Message to Wall Street: Don't put away your worried faces just yet. Monday's 11% bounce on the Dow Jones industrial average was followed by a more solemn Tuesday, with the Dow sinking .8% as investors pulled back fearing tough times ahead. There's still a real economy out there and it's still hurting. Shares in blue-chip companies fell yesterday as layoffs in places like PepsiCo loomed. In the days ahead, Wall Street will receive several reality checks that could take the fizz out of any good cheer brought on by the Dow's biggest one-day gain since 1933.
The data being released this week including important third quarter company earnings reports, September retail sales and housing starts will likely add up to a bleak picture, both in terms of consumer confidence levels and the overall health of the U.S. economy. "The data will show an economy that has lost a lot of steam in September in relation to August," says Joe LaVorgna, chief U.S. economist at Deutsche Bank. "It remains to be seen how bad October will be, but we could really see a bad quarter in terms of Gross Domestic Product performance where we are down at least a couple of percentage points."
Analysts and investment funds will be on the lookout for these potentially market-moving moments taking place this week:
Retail Sales: The most significant barometer of economic health came out today in the Census Bureau's retail sales report. As expected, the numbers weren't pretty. Retail sales in September dropped to $375.5 billion, a 1.2% decrease from August. With access to credit severely restricted by the banking crisis, this third consecutive month of shrinking sales is significant because it happened during the back-to-school shopping period, usually retailers' biggest month outside the December holiday season. And a three-month decline in sales like this September's drop was the worst hasn't occurred since the 1990-1991 recession.
Retail purchases fuel half of American consumer spending, which stimulates the country's economic growth.

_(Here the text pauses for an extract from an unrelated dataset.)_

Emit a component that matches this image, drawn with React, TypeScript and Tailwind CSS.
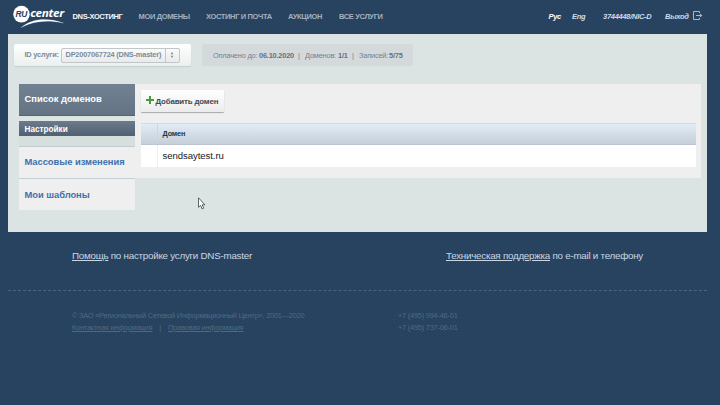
import React from "react";

type NavItem = { label: string; cls: string };

const NAV: NavItem[] = [
  { label: "DNS-ХОСТИНГ", cls: "w-[66px] text-[#f4f7fa]" },
  { label: "МОИ ДОМЕНЫ", cls: "w-[67.5px] text-[#a3b0bf]" },
  { label: "ХОСТИНГ И ПОЧТА", cls: "w-[82px] text-[#a3b0bf]" },
  { label: "АУКЦИОН", cls: "w-[51px] text-[#a3b0bf]" },
  { label: "ВСЕ УСЛУГИ", cls: "text-[#a3b0bf]" },
];

function Logo() {
  return (
    <svg width="54" height="26" viewBox="0 0 54 26" className="block shrink-0">
      <ellipse cx="8.5" cy="9.2" rx="8.2" ry="8.4" fill="#fff" />
      <text x="2.6" y="12.3" fontFamily="Liberation Sans, sans-serif" fontSize="8.2" fontWeight="700" fontStyle="italic" fill="#27425f" textLength="11.5" lengthAdjust="spacingAndGlyphs">RU</text>
      <text x="17.3" y="12" fontFamily="Open Sans, sans-serif" fontSize="10.8" fontWeight="700" fontStyle="italic" fill="#fff" textLength="33.5" lengthAdjust="spacingAndGlyphs">center</text>
      <path d="M8 22.6 C19 13.5 34 12.3 50.5 18 C34 14.7 21 15.8 8 22.6Z" fill="#fff" stroke="#fff" strokeWidth=".2" />
    </svg>
  );
}

function Header() {
  return (
    <header className="flex h-[34px] pl-[13px] pr-[17px] text-[7.5px] font-bold leading-[8px] tracking-[-0.35px]">
      <div className="w-[59.5px] pt-[5px]"><Logo /></div>
      <nav className="flex pt-[13px] whitespace-nowrap">
        {NAV.map((n) => (
          <a key={n.label} className={n.cls}>{n.label}</a>
        ))}
      </nav>
      <div className="ml-auto flex pt-[13px] italic tracking-[-0.28px] text-[#c9dcec] whitespace-nowrap">
        <a className="w-[23.5px] text-white">Рус</a>
        <a className="w-[31px]">Eng</a>
        <a className="w-[62px]">3744448/NIC-D</a>
        <a className="w-[28px]">Выход</a>
        <svg width="10" height="10" viewBox="0 0 10 10" fill="none" stroke="#a9b8c6" className="-mt-[3px]">
          <path d="M6.5 3V1.5h-6v8h6V8M3 5.5h5" />
          <path d="M6.8 3.4l2.7 2.1-2.7 2.1z" fill="#a9b8c6" stroke="none" />
        </svg>
      </div>
    </header>
  );
}

function ServiceBar() {
  return (
    <div className="flex gap-[11px] pl-[6px] text-[7.4px] leading-[8px] tracking-[-0.2px] whitespace-nowrap">
      <div className="flex h-[22px] w-[177px] items-center rounded-[2px] bg-gradient-to-b from-white to-[#eaefef] pl-[10.5px] font-bold text-[#7c8b9b] shadow-[0_1px_1px_rgba(100,120,130,0.2)]">
        <span className="w-[36px]">ID услуги:</span>
        <div className="flex h-[15px] w-[119px] items-center rounded-[2px] border border-[#c3c6c8] bg-gradient-to-b from-[#fafafa] to-[#e9eaeb]">
          <span className="flex-1 pl-[4px]">DP2007067724 (DNS-master)</span>
          <span className="flex h-full w-[14px] items-center justify-center border-l border-[#c3c6c8]">
            <svg width="4" height="6" viewBox="0 0 4 6" fill="#7c8894"><path d="M2 0l1.4 2.2H.6zM2 6L.6 3.8h2.8z" /></svg>
          </span>
        </div>
      </div>
      <div className="flex h-[22px] w-[211px] items-center rounded-[2px] bg-[#d4d9dc] pl-[11px] pt-[1px] text-[#75818d]">
        <span className="w-[46px]">Оплачено до:</span>
        <b className="w-[39px] text-[#66717c]">06.10.2020</b>
        <span className="w-[7px]">|</span>
        <span className="w-[33px]">Доменов:</span>
        <b className="w-[14px] text-[#66717c]">1/1</b>
        <span className="w-[7px]">|</span>
        <span className="w-[30px]">Записей:</span>
        <b className="text-[#66717c]">5/75</b>
      </div>
    </div>
  );
}

function Sidebar() {
  return (
    <aside className="flex w-[116px] shrink-0 flex-col font-bold whitespace-nowrap">
      <div className="flex h-[32px] items-center border-b border-[#566472] bg-gradient-to-b from-[#728292] to-[#647383] pl-[5.5px] text-[9.4px] text-white">Список доменов</div>
      <div className="h-[5px] bg-[#dce4e4]" />
      <div className="flex h-[15px] items-center bg-gradient-to-b from-[#6c7b8b] to-[#526171] pl-[5.5px] pt-[2px] text-[8.2px] leading-[10px] text-white">Настройки</div>
      <div className="h-[11px] border-b border-[#c3cdcf] bg-[#d5dfdd]" />
      <a className="flex h-[32px] items-center border-b border-[#c3cfd3] bg-[#efefef] pl-[5.5px] text-[9.4px] tracking-[-0.05px] text-[#3e72ad]">Массовые изменения</a>
      <a className="flex h-[31px] items-center bg-[#efefef] pl-[5.5px] pt-[1px] text-[9.4px] tracking-[-0.05px] text-[#3e72ad]">Мои шаблоны</a>
    </aside>
  );
}

function Domains() {
  return (
    <section className="h-[94px] w-[566px] bg-[#efefef] pl-[6px] pt-[6px]">
      <button className="flex h-[22px] w-[83px] items-center rounded-[1px] bg-gradient-to-b from-white to-[#ececec] pl-[5px] pt-[1px] text-[7.9px] font-bold tracking-[-0.16px] text-[#424950] shadow-[0_1px_1px_rgba(0,0,0,0.3)] whitespace-nowrap">
        <svg width="8" height="8" viewBox="0 0 8 8" className="mr-[1.5px] -mt-[3px] shrink-0" stroke="#4b9a3e" strokeWidth="2"><path d="M4 0v8M0 4h8" /></svg>
        Добавить домен
      </button>
      <div className="mt-[11px] w-[555px]">
        <div className="flex h-[22px] border-b border-[#bcc3d2] border-t border-t-[#cfdde8] bg-gradient-to-b from-[#e0ecf6] to-[#c6cfd8] text-[7.3px] font-bold tracking-[-0.15px] text-[#283440]">
          <div className="w-[17px] border-r border-[#cbd7e1]" />
          <div className="flex items-center pl-[4.5px]">Домен</div>
        </div>
        <div className="flex h-[22px] bg-white text-[9.6px] tracking-[-0.08px] text-[#222]">
          <div className="w-[17px] border-r border-[#efefef]" />
          <div className="flex items-center pl-[4.5px]">sendsaytest.ru</div>
        </div>
      </div>
    </section>
  );
}

function Footer() {
  return (
    <footer className="whitespace-nowrap">
      <div className="flex h-[58px] pl-[72px] pt-[18px] text-[9.8px] leading-[12px] tracking-[-0.25px] text-[#c8d6e2]">
        <p className="w-[374px]"><a className="underline">Помощь</a> по настройке услуги DNS-master</p>
        <p><a className="underline">Техническая поддержка</a> по e-mail и телефону</p>
      </div>
      <div className="ml-[8px] w-[699px] border-t border-dashed border-[#49657d]" />
      <div className="flex pl-[72px] pt-[19px] text-[7.4px] leading-[12px] tracking-[-0.22px] text-[#4d6a83]">
        <div className="w-[326px]">
          <p>© ЗАО «Региональный Сетевой Информационный Центр», 2001—2020</p>
          <p><a className="underline">Контактная информация</a><span className="mx-[7px]">|</span><a className="underline">Правовая информация</a></p>
        </div>
        <div>
          <p>+7 (495) 994-46-01</p>
          <p>+7 (495) 737-06-01</p>
        </div>
      </div>
    </footer>
  );
}

export default function App() {
  return (
    <div className="relative h-[405px] w-[720px] overflow-hidden bg-[#27425f] bg-[linear-gradient(45deg,#2a4562_25%,#26415d_25%,#26415d_50%,#2a4562_50%,#2a4562_75%,#26415d_75%)] bg-[length:4px_4px] font-['Liberation_Sans',Arial,sans-serif]">
      <Header />
      <main className="mx-[8px] h-[198px] w-[699px] bg-[#dbe4e3] pt-[10px]">
        <ServiceBar />
        <div className="flex pl-[11px] pt-[18px]">
          <Sidebar />
          <Domains />
        </div>
      </main>
      <Footer />
      <svg className="absolute left-[198px] top-[197px]" width="8" height="13" viewBox="0 0 8 13">
        <path d="M.5.8v9.5l2.1-1.9 1.5 3.5 1.6-.7-1.5-3.4h2.7z" fill="#fff" stroke="#384148" strokeWidth=".8" />
      </svg>
    </div>
  );
}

In the past, consumer spending has comprised as much as two-thirds of the gross national product. "Retail sales is the most important number because it doesn't gauge reactions, but gauges what consumers are doing and it's a good indicator of actual spending," says Michael Englund, chief economist for Action Economics, a bond and currency market consulting firm. "The good news for households is that food and energy prices are falling, although some might see this as a weakness in demand and a sign the economy is slowing." Englund says the drop below August's sales levels are mostly due to extremely weak auto sales, as people have had difficulty getting loans due to tighter credit and higher rates. "Our view is that the current downturn will equal or surpass the downturn of late 1990, early 1991," says LaVogna.
Consumer Sentiment: On Friday, the University of Michigan Survey of Consumers posts its sentiment index for early October, which measures shoppers' outlooks as they gear up for the holiday buying season, a crucial period that accounts for as much as 40% of retailers' annual sales. "Traditionally, if gas prices are up, consumer confidence is down," says Englund. "I'm not sure what will be captured by the Michigan Index, but I think it will drop because the RBC index dropped and that makes intuitive sense." According to the National Monthly RBC/CASH (Consumer Attitudes and Spending by Household) Index, consumer confidence plummeted 32 points in October, from 69.2 in September to 37.0 in October, the largest single monthly decline in sentiment since the Index began in 2002.
Housing Starts: Also on Friday, the U.S. Census Bureau releases housing starts, a figure that measures the number of privately-owned new residential homes being built. Analysts predict figures will either level off or continue to drift downward slightly from the August number of 895,000. The upside: "There isn't a lot of room for decline," says Englund. Many experts believe the bottom is near. LaVorgna says it is just a matter of time before the number drops below 800,000, a large plummet from the 2005 high of more than 2 million new homes under construction.
Corporate Earnings: The good news is that on Tuesday Johnson & Johnson, maker of such staples like Band Aid and Listerine, reported a 30% increase in its third-quarter profit, besting analysts' average estimates by 6 cents a share. The healthcare conglomerate earned $3.31 billion, up from $2.55 billion in the same period a year ago, attributing its higher earnings to increased sales of consumer goods and medical devices at least Americans are still buying some products. But not all American consumer-product companies are doing so well. PepsiCo, maker of the popular soft drink, missed analyst estimates; shares are off by 8.9%. The company announced layoffs of 3,300 jobs or about 1.8% of the workforce.
Analysts also await Google's third quarter earnings announcement on Thursday as an indicator of how the technology company will be able to grapple with the tough economic climate. Ross Sandler, senior internet analyst at RBC Capital Markets, expects Google's revenue to be up 33.5% over the same time last year with a 3% growth rate from second to third quarter, even though its stock price recently sank to the lowest it has been in two years. "Google is down 25% in the last month or so, but ... there is nothing wrong with Google structurally," says Sandler. "Every company exposed to advertising is having problems because budgets in general are contracting and no one is immune." Still, the Mountain View, Calif., search giant is on everyone's mind. "If I am wrong and Google misses, it will magnify a weakening market," says Jason Avilio, analyst at Kaufman Brothers. "If it does better it will help the market, but I would expect the status quo."